Thanks to incredible momentum inspired by ocean lovers, five out of eight Australian states and territories have committed to ban single-use plastics.
Yet with each jurisdiction committing to ban different plastics, you might be wondering which state is leading the race to ban single-use plastics in Australia.
See which plastics each state has committed to ban, by when, in the report card below.
South Australia’s ban on single-use plastics commenced on 1 March 2021, banning single-use plastic straws, drink stirrers and cutlery. On 1 March 2022, polystyrene food & beverage containers as well as oxo-degradable plastics will be added to the ban. Details here.

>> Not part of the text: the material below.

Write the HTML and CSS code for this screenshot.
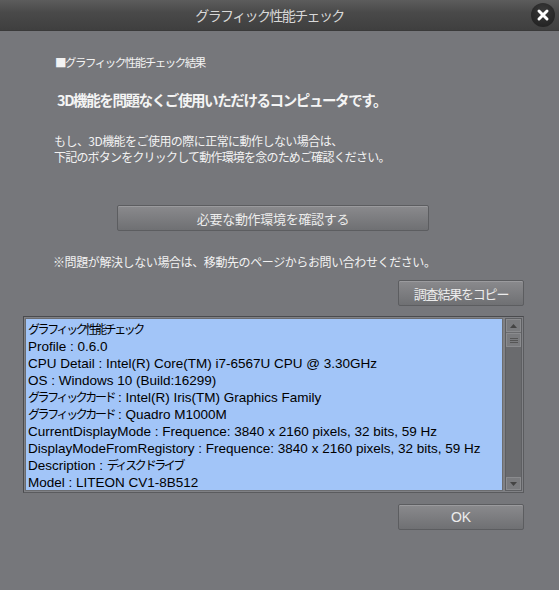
FILE: index.html
```html
<!DOCTYPE html>
<html lang="ja">
<head>
<meta charset="utf-8">
<link rel="stylesheet" href="styles.css">
</head>
<body>
<div class="window">
  <div class="titlebar">
    <span class="title">グラフィック性能チェック</span>
    <span class="close"><svg width="14" height="14" viewBox="0 0 14 14"><path d="M3 3 L11 11 M11 3 L3 11" stroke="#fff" stroke-width="3" stroke-linecap="round"/></svg></span>
  </div>
  <div class="content">
    <div class="heading">■グラフィック性能チェック結果</div>
    <div class="result">3D機能を問題なくご使用いただけるコンピュータです。</div>
    <div class="para"><span class="p1">もし、3D機能をご使用の際に正常に動作しない場合は、</span><br><span class="p2">下記のボタンをクリックして動作環境を念のためご確認ください。</span></div>
    <div class="btn wide">必要な動作環境を確認する</div>
    <div class="note">※問題が解決しない場合は、移動先のページからお問い合わせください。</div>
    <div class="row-right"><div class="btn small copy">調査結果をコピー</div></div>
    <div class="listbox">
      <div class="lines">
        <div class="line"><span class="jp">グラフィック性能チェック</span></div>
        <div class="line">Profile : 0.6.0</div>
        <div class="line">CPU Detail : Intel(R) Core(TM) i7-6567U CPU @ 3.30GHz</div>
        <div class="line">OS : Windows 10 (Build:16299)</div>
        <div class="line"><span class="jp">グラフィックカード</span> : Intel(R) Iris(TM) Graphics Family</div>
        <div class="line"><span class="jp">グラフィックカード</span> : Quadro M1000M</div>
        <div class="line">CurrentDisplayMode : Frequence: 3840 x 2160 pixels, 32 bits, 59 Hz</div>
        <div class="line">DisplayModeFromRegistory : Frequence: 3840 x 2160 pixels, 32 bits, 59 Hz</div>
        <div class="line">Description : <span class="jp">ディスク ドライブ</span></div>
        <div class="line">Model : LITEON CV1-8B512</div>
      </div>
      <div class="scrollbar">
        <div class="sb-btn"><svg width="7" height="4" viewBox="0 0 7 4"><path d="M0 4 L3.5 0 L7 4Z" fill="#444"/></svg></div>
        <div class="sb-thumb"><svg width="8" height="5" viewBox="0 0 8 5"><path d="M0 0.5H8M0 2.5H8M0 4.5H8" stroke="#555" stroke-width="1"/></svg></div>
        <div class="sb-track"></div>
        <div class="sb-btn"><svg width="7" height="4" viewBox="0 0 7 4"><path d="M0 0 L3.5 4 L7 0Z" fill="#444"/></svg></div>
      </div>
    </div>
    <div class="row-right ok-row"><div class="btn small ok">OK</div></div>
  </div>
</div>
</body>
</html>
```
FILE: styles.css
```css
html, body {
  margin: 0;
  padding: 0;
  background: #76777b;
}
body {
  width: 559px;
  height: 590px;
  overflow: hidden;
  font-family: "Noto Sans CJK JP", "Liberation Sans", sans-serif;
  color: #f2f2f2;
}
.window {
  display: flex;
  flex-direction: column;
}
.titlebar {
  height: 30px;
  background: linear-gradient(#5c5c5c, #4a4a4a 40%, #3f3f3f);
  border-bottom: 1px solid #3a3a3a;
  display: flex;
  align-items: center;
  justify-content: center;
  padding-right: 20px;
  position: relative;
}
.title {
  font-size: 14px;
  color: #d8d8d8;
  letter-spacing: -1.6px;
}
.close {
  position: absolute;
  right: 4px;
  top: 3px;
  width: 24px;
  height: 24px;
  border-radius: 50%;
  background: radial-gradient(circle at 50% 35%, #3a3a3a, #1d1d1d);
  display: flex;
  align-items: center;
  justify-content: center;
}
.content {
  padding: 22px 35px 0 23px;
  display: flex;
  flex-direction: column;
}
.heading {
  font-size: 11.5px;
  letter-spacing: -1.5px;
  margin-left: 32px;
  line-height: 18px;
}
.result {
  font-size: 14.5px;
  font-weight: bold;
  letter-spacing: -1.4px;
  margin-left: 34px;
  margin-top: 19px;
  line-height: 20px;
  color: #f4f4f4;
}
.para {
  font-size: 12px;
  margin-left: 31px;
  margin-top: 23px;
  line-height: 16px;
}
.p1 {
  letter-spacing: -0.55px;
}
.p2 {
  letter-spacing: -0.8px;
}
.btn {
  background: linear-gradient(#8a8a8d, #6f7073);
  border: 1px solid #5c5d60;
  border-radius: 2px;
  box-shadow: inset 0 1px 0 rgba(255,255,255,0.15);
  color: #ececec;
  display: flex;
  align-items: center;
  justify-content: center;
  box-sizing: border-box;
}
.wide {
  margin-left: 94px;
  width: 312px;
  height: 26px;
  margin-top: 40px;
  font-size: 13px;
  letter-spacing: -0.3px;
}
.note {
  font-size: 12px;
  letter-spacing: -0.4px;
  margin-left: 30px;
  margin-top: 23px;
  line-height: 16px;
}
.row-right {
  display: flex;
  justify-content: flex-end;
}
.small {
  width: 126px;
  height: 26px;
  font-size: 13px;
  margin-top: 9px;
}
.copy {
  letter-spacing: -1.2px;
  margin-top: 10px;
}
.listbox {
  margin-top: 10px;
  height: 177px;
  width: 501px;
  box-sizing: border-box;
  border: 1px solid #5a5b5e;
  border-top-color: #4a4b4e;
  border-left-color: #4a4b4e;
  background: #808185;
  display: flex;
  padding: 1px;
}
.lines {
  flex: 1;
  background: #a2c5f8;
  border: 1px solid #6c6d70;
  color: #000;
  font-family: "Liberation Sans", "Noto Sans CJK JP", sans-serif;
  font-size: 13.5px;
  line-height: 17px;
  padding: 2px 2px 0;
  overflow: hidden;
  white-space: nowrap;
}
.line {
  height: 17px;
  overflow: visible;
}
.jp {
  font-family: "Noto Sans CJK JP", sans-serif;
  font-size: 12px;
  line-height: 1;
  letter-spacing: -2.4px;
}
.scrollbar {
  width: 15px;
  margin-left: 2px;
  display: flex;
  flex-direction: column;
  background: #6a6b6e;
  border: 1px solid #5e5f62;
}
.sb-btn {
  height: 13px;
  background: #7a7b7e;
  border: 1px solid #8a8b8e;
  box-sizing: border-box;
  display: flex;
  align-items: center;
  justify-content: center;
}
.sb-thumb {
  height: 14px;
  margin-top: 1px;
  background: #7a7b7e;
  border: 1px solid #8a8b8e;
  box-sizing: border-box;
  display: flex;
  align-items: center;
  justify-content: center;
}
.sb-track {
  flex: 1;
}
.ok-row .ok {
  margin-top: 11px;
  font-size: 14px;
  font-family: "Liberation Sans", sans-serif;
}
```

The Queensland Government’s ban on single-use plastics will commence on 1 September 2021, banning single-use plastic straws, drink stirrers, cutlery, plates, bowls and polystyrene food & beverage containers. Details here.
The ACT Government’s ban on single-use plastic cutlery, drink stirrers and polystyrene food and beverage containers commences 1 July 2021, with stras, fruit & veggie barrier bags and degradable plastics on the list to be phased out on 1 July 2022 following further consultation. Details here.
The Western Australia Government has committed to phase out single-use plastic plates, straws, cutlery, drink stirrers, heavyweight plastic bags, polystyrene food containers and helium balloon releases by 2023. Details here.
Victoria‘s government recently announced they will move to ban angle use plastics by February 2023, including single-use plastic straws, cutlery, plates, drink stirrers, polystyrene food and drink containers, and plastic cotton bud sticks. In correspondence with AMCS, the Victorian Department of Environment, Land, Water and Planning has confirmed oxo-degradable plastics will also be included in the ban.
The New South Wales Government recently completed public consultations that canvassed the idea of a ban on single-use plastics. They are yet to announce their plans.
Tasmania and the Northern Territory have made no commitments to ban single-use plastics.
Under the National Plastics Plan, the Commonwealth Government has also committed to phase out loose fill and moulded polystyrene packaging by July 2022, as well as expanded polystyrene foodware, oxo-degradable plastics, and PVC packaging labels by December 2022.